■ SHORT EXERCISE ■
Show every line below where "styles" can be found.

■ TASK DATA ■

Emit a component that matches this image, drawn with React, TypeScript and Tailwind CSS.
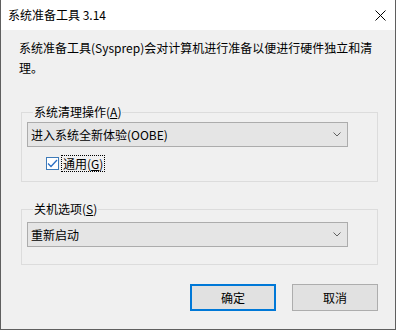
function Combo({ value }: { value: string }) {
  return (
    <div className="w-[321px] h-[25px] bg-[#e5e5e5] border border-[#acacac] flex items-center justify-between pl-[3px] pr-[6px]">
      <span className="leading-[16px]">{value}</span>
      <svg width="8" height="5" viewBox="0 0 8 5" className="text-[#606060]">
        <path d="M0.5 0.5 L4 4 L7.5 0.5" fill="none" stroke="currentColor" strokeWidth="1" />
      </svg>
    </div>
  )
}

function Group({ label, hotkey, children, className }: { label: string; hotkey: string; children: React.ReactNode; className?: string }) {
  return (
    <fieldset className={`ml-[20px] w-[357px] border border-[#dcdcdc] ${className ?? ''}`}>
      <legend className="ml-[6px] px-[1px] leading-[16px]">
        {label}(<span className="underline">{hotkey}</span>)
      </legend>
      {children}
    </fieldset>
  )
}

export default function App() {
  return (
    <div className="w-[396px] h-[330px] bg-[#f0f0f0] border-x border-b border-[#5f5f5f] flex flex-col text-[12px] text-black font-['Noto_Sans_CJK_SC',sans-serif] overflow-hidden">

      {/* Title bar */}
      <div className="h-[30px] bg-white flex items-center justify-between pl-[7px] pr-[9px] shrink-0">
        <span className="leading-[16px]">系统准备工具 3.14</span>
        <svg width="11" height="11" viewBox="0 0 11 11">
          <path d="M0.5 0.5 L10.5 10.5 M10.5 0.5 L0.5 10.5" fill="none" stroke="#000" strokeWidth="1" />
        </svg>
      </div>

      {/* Description */}
      <p className="pl-[18px] pt-[8px] w-[378px] leading-[20px]">
        系统准备工具(Sysprep)会对计算机进行准备以便进行硬件独立和清理。
      </p>

      {/* Cleanup action */}
      <Group label="系统清理操作" hotkey="A" className="mt-[26px] pl-[5px] pb-[9px]">
        <div className="mt-[2px]">
          <Combo value="进入系统全新体验(OOBE)" />
        </div>
        <div className="mt-[8px] pl-[19px] h-[17px] flex items-center gap-[2px]">
          <span className="w-[13px] h-[13px] border border-[#3d7ab8] bg-white flex items-center justify-center">
            <svg width="11" height="9" viewBox="0 0 11 9">
              <path d="M1 4.5 L4 7.5 L10 1" fill="none" stroke="#2b6fc4" strokeWidth="1.3" />
            </svg>
          </span>
          <span className="h-[17px] border border-dotted border-black px-[1px] leading-[15px]">
            通用(<span className="underline">G</span>)
          </span>
        </div>
      </Group>

      {/* Shutdown options */}
      <Group label="关机选项" hotkey="S" className="mt-[19px] pl-[5px] pb-[17px]">
        <div className="mt-[5px]">
          <Combo value="重新启动" />
        </div>
      </Group>

      {/* Buttons */}
      <div className="mt-[19px] pr-[17px] flex justify-end gap-[16px]">
        <button className="w-[86px] h-[27px] bg-[#e1e1e1] border-2 border-[#0078d7] leading-[16px]">确定</button>
        <button className="w-[86px] h-[27px] bg-[#e1e1e1] border border-[#adadad] leading-[16px]">取消</button>
      </div>
    </div>
  )
}
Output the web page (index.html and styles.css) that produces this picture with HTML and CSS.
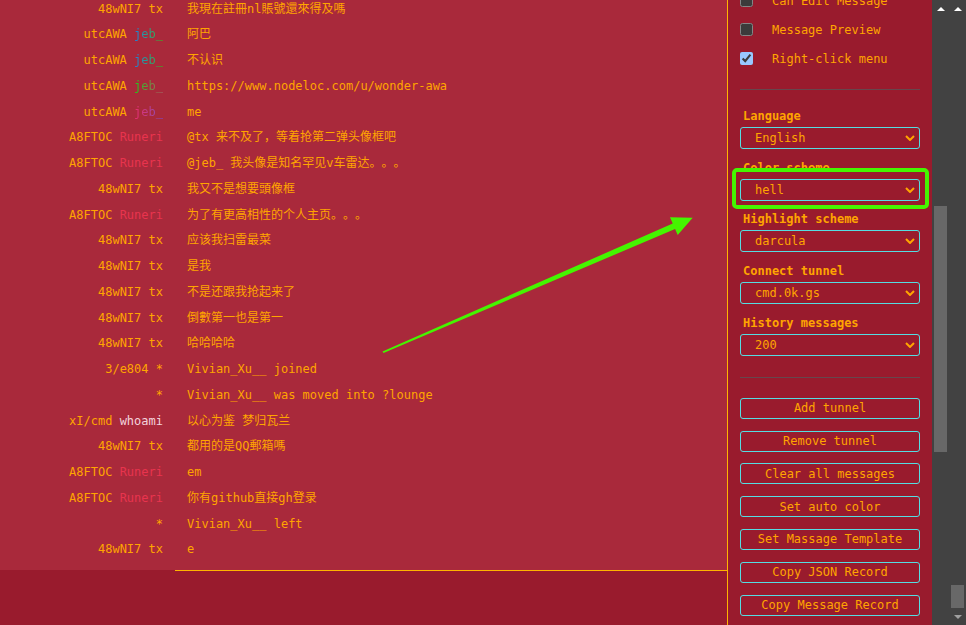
FILE: index.html
```html
<!DOCTYPE html>
<html>
  <head>
    <meta charset="utf-8" />
    <meta name="viewport" content="width=device-width, initial-scale=1.0" />
    <link rel="stylesheet" href="styles.css">
  </head>
  <body>
    <div id="app">
      <main class="chat">
        <div class="messages">
          <div class="msg"><span class="nick"><span class="trip">48wNI7</span> tx</span><span class="text">我現在註冊nl賬號還來得及嗎</span></div>
          <div class="msg"><span class="nick"><span class="trip">utcAWA</span> <span class="name jeb-a">jeb_</span></span><span class="text">阿巴</span></div>
          <div class="msg"><span class="nick"><span class="trip">utcAWA</span> <span class="name jeb-a">jeb_</span></span><span class="text">不认识</span></div>
          <div class="msg"><span class="nick"><span class="trip">utcAWA</span> <span class="name jeb-b">jeb_</span></span><span class="text">https://www.nodeloc.com/u/wonder-awa</span></div>
          <div class="msg"><span class="nick"><span class="trip">utcAWA</span> <span class="name jeb-c">jeb_</span></span><span class="text">me</span></div>
          <div class="msg"><span class="nick"><span class="trip">A8FTOC</span> <span class="runeri">Runeri</span></span><span class="text">@tx 来不及了，等着抢第二弹头像框吧</span></div>
          <div class="msg"><span class="nick"><span class="trip">A8FTOC</span> <span class="runeri">Runeri</span></span><span class="text">@jeb_ 我头像是知名罕见v车雷达。。。</span></div>
          <div class="msg"><span class="nick"><span class="trip">48wNI7</span> tx</span><span class="text">我又不是想要頭像框</span></div>
          <div class="msg"><span class="nick"><span class="trip">A8FTOC</span> <span class="runeri">Runeri</span></span><span class="text">为了有更高相性的个人主页。。。</span></div>
          <div class="msg"><span class="nick"><span class="trip">48wNI7</span> tx</span><span class="text">应该我扫雷最菜</span></div>
          <div class="msg"><span class="nick"><span class="trip">48wNI7</span> tx</span><span class="text">是我</span></div>
          <div class="msg"><span class="nick"><span class="trip">48wNI7</span> tx</span><span class="text">不是还跟我抢起来了</span></div>
          <div class="msg"><span class="nick"><span class="trip">48wNI7</span> tx</span><span class="text">倒數第一也是第一</span></div>
          <div class="msg"><span class="nick"><span class="trip">48wNI7</span> tx</span><span class="text">哈哈哈哈</span></div>
          <div class="msg"><span class="nick"><span class="trip">3/e804</span> *</span><span class="text">Vivian_Xu__ joined</span></div>
          <div class="msg"><span class="nick">*</span><span class="text">Vivian_Xu__ was moved into ?lounge</span></div>
          <div class="msg"><span class="nick"><span class="trip">xI/cmd</span> <span class="whoami">whoami</span></span><span class="text">以心为鉴 梦归瓦兰</span></div>
          <div class="msg"><span class="nick"><span class="trip">48wNI7</span> tx</span><span class="text">都用的是QQ郵箱嗎</span></div>
          <div class="msg"><span class="nick"><span class="trip">A8FTOC</span> <span class="runeri">Runeri</span></span><span class="text">em</span></div>
          <div class="msg"><span class="nick"><span class="trip">A8FTOC</span> <span class="runeri">Runeri</span></span><span class="text">你有github直接gh登录</span></div>
          <div class="msg"><span class="nick">*</span><span class="text">Vivian_Xu__ left</span></div>
          <div class="msg"><span class="nick"><span class="trip">48wNI7</span> tx</span><span class="text">e</span></div>
        </div>
        <div class="input-bar">
          <div class="input-side"></div>
          <div class="input-box"></div>
        </div>
      </main>

      <aside class="sidebar">
        <div class="sidebar-inner">
          <label class="check-row"><input type="checkbox" /> Can Edit Message</label>
          <label class="check-row"><input type="checkbox" /> Message Preview</label>
          <label class="check-row"><input type="checkbox" checked /> Right-click menu</label>

          <div class="sep"></div>

          <div class="field">
            <h4>Language</h4>
            <div class="select-wrap">
              <select><option>English</option></select>
              <svg class="chev" width="10" height="6" viewBox="0 0 10 6"><path d="M1 1 L5 5 L9 1" fill="none" stroke="#ffa500" stroke-width="2"/></svg>
            </div>
          </div>
          <div class="field">
            <h4>Color scheme</h4>
            <div class="select-wrap">
              <select><option>hell</option></select>
              <svg class="chev" width="10" height="6" viewBox="0 0 10 6"><path d="M1 1 L5 5 L9 1" fill="none" stroke="#ffa500" stroke-width="2"/></svg>
            </div>
          </div>
          <div class="field">
            <h4>Highlight scheme</h4>
            <div class="select-wrap">
              <select><option>darcula</option></select>
              <svg class="chev" width="10" height="6" viewBox="0 0 10 6"><path d="M1 1 L5 5 L9 1" fill="none" stroke="#ffa500" stroke-width="2"/></svg>
            </div>
          </div>
          <div class="field">
            <h4>Connect tunnel</h4>
            <div class="select-wrap">
              <select><option>cmd.0k.gs</option></select>
              <svg class="chev" width="10" height="6" viewBox="0 0 10 6"><path d="M1 1 L5 5 L9 1" fill="none" stroke="#ffa500" stroke-width="2"/></svg>
            </div>
          </div>
          <div class="field">
            <h4>History messages</h4>
            <div class="select-wrap">
              <select><option>200</option></select>
              <svg class="chev" width="10" height="6" viewBox="0 0 10 6"><path d="M1 1 L5 5 L9 1" fill="none" stroke="#ffa500" stroke-width="2"/></svg>
            </div>
          </div>

          <div class="sep sep-2"></div>

          <div class="buttons">
            <button>Add tunnel</button>
            <button>Remove tunnel</button>
            <button>Clear all messages</button>
            <button>Set auto color</button>
            <button>Set Massage Template</button>
            <button>Copy JSON Record</button>
            <button>Copy Message Record</button>
          </div>
        </div>
      </aside>

      <div class="scrollbars">
        <div class="track track-side">
          <span class="arrow-up"></span>
          <span class="thumb"></span>
        </div>
        <div class="track track-page">
          <span class="arrow-up"></span>
          <span class="thumb"></span>
          <span class="arrow-down"></span>
        </div>
      </div>
    </div>

    <!-- annotation over the screenshot -->
    <svg class="mark" width="966" height="625" viewBox="0 0 966 625">
      <rect x="734" y="170" width="193" height="37" rx="3" fill="none" stroke="#45f500" stroke-width="4"/>
      <polygon fill="#45f500" points="382.5,351.5 672.7,223.4 670,217.3 692.7,217.7 677.7,235 675.1,229 383.5,353"/>
    </svg>
  </body>
</html>
```

FILE: styles.css
```css
* {
  margin: 0;
  padding: 0;
  box-sizing: border-box;
}

html,
body {
  height: 100%;
}

body {
  font-family: 'DejaVu Sans Mono', 'Noto Sans CJK SC', monospace;
  font-size: 12px;
  color: #ffa500;
  background-color: #991b2d;
  overflow: hidden;
  text-spacing-trim: space-all;
}

#app {
  display: flex;
  height: 625px;
}

/* chat */
.chat {
  flex: 0 0 727px;
  display: flex;
  flex-direction: column;
}

.messages {
  flex: 1;
  display: flex;
  flex-direction: column;
  justify-content: flex-end;
  overflow: hidden;
  padding-bottom: 7px;
  background-color: #a9293b;
}

.msg {
  display: flex;
  flex: 0 0 auto;
  height: 25.76px;
  line-height: 25.76px;
  white-space: nowrap;
}

.nick {
  flex: 0 0 163px;
  text-align: right;
}

.text {
  padding-left: 24px;
}

.runeri {
  color: #e8344e;
}

.whoami {
  color: #f3d2dc;
}

.name {
  display: inline-block;
  -webkit-background-clip: text;
  background-clip: text;
  color: transparent;
}

.jeb-a {
  background-image: linear-gradient(90deg, #1f7fe0, #2a9d8c 45%, #35a85c 75%, #10e010);
}

.jeb-b {
  background-image: linear-gradient(90deg, #14d414, #5f9a3e 45%, #8c7850 75%, #a07a70);
}

.jeb-c {
  background-image: linear-gradient(90deg, #ec2c6c, #c03c8c 45%, #9c48a8 75%, #6c50f0);
}

.input-bar {
  flex: 0 0 55px;
  display: flex;
  background-color: #991b2d;
}

.input-side {
  flex: 0 0 175px;
}

.input-box {
  flex: 1;
  border-top: 1px solid #ffb400;
}

/* sidebar */
.sidebar {
  flex: 0 0 205px;
  border-left: 1px solid #ffb400;
  background-color: #991b2d;
  overflow: hidden;
}

.sidebar-inner {
  margin-top: -14px;
  padding: 0 12px;
}

.check-row {
  display: flex;
  align-items: center;
  height: 29px;
  white-space: nowrap;
}

.check-row input {
  width: 13px;
  height: 13px;
  margin: 0 19px 0 0;
  color-scheme: dark;
}

.sep {
  border-top: 1px solid #66474d;
  margin: 16px 0 17px;
}

.sep-2 {
  margin: 21px 0 20px;
}

.field + .field {
  margin-top: 9.7px;
}

.field h4 {
  font-size: 12px;
  line-height: 16px;
  padding-left: 3px;
  margin-bottom: 4px;
  padding-top: 1px;
  height: 16px;
}

.select-wrap {
  position: relative;
}

.select-wrap select {
  -webkit-appearance: none;
  appearance: none;
  display: block;
  width: 100%;
  height: 22px;
  padding: 0 0 0 14px;
  font-family: inherit;
  font-size: 12px;
  color: #ffa500;
  background-color: transparent;
  border: 1px solid #55dde2;
  border-radius: 3px;
  outline: none;
}

.chev {
  position: absolute;
  right: 5px;
  top: 8px;
}

.buttons {
  display: flex;
  flex-direction: column;
  gap: 11.8px;
}

.buttons button {
  height: 21px;
  font-family: inherit;
  font-size: 12px;
  color: #ffa500;
  background-color: transparent;
  border: 1px solid #55dde2;
  border-radius: 3px;
}

/* scrollbars */
.scrollbars {
  flex: 1;
  display: flex;
  background-color: #424242;
}

.track {
  flex: 0 0 17px;
  display: flex;
  flex-direction: column;
  align-items: center;
}

.thumb {
  width: 13px;
  background-color: #686868;
}

.track-side .thumb {
  margin-top: 195px;
  height: 246px;
}

.track-page .thumb {
  margin-top: 574px;
  height: 23px;
}

.arrow-up,
.arrow-down {
  width: 0;
  height: 0;
  border-left: 4px solid transparent;
  border-right: 4px solid transparent;
}

.arrow-up {
  margin-top: 7px;
  border-bottom: 4px solid #fff;
}

.arrow-down {
  margin-top: 7px;
  border-top: 4px solid #a0a0a0;
}

.mark {
  position: absolute;
  top: 0;
  left: 0;
  pointer-events: none;
}
```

■ ANSWER FOR THE TASK ■
Output the web page (index.html and styles.css) that produces this picture with HTML and CSS.
    <link rel="stylesheet" href="styles.css">
FILE: styles.css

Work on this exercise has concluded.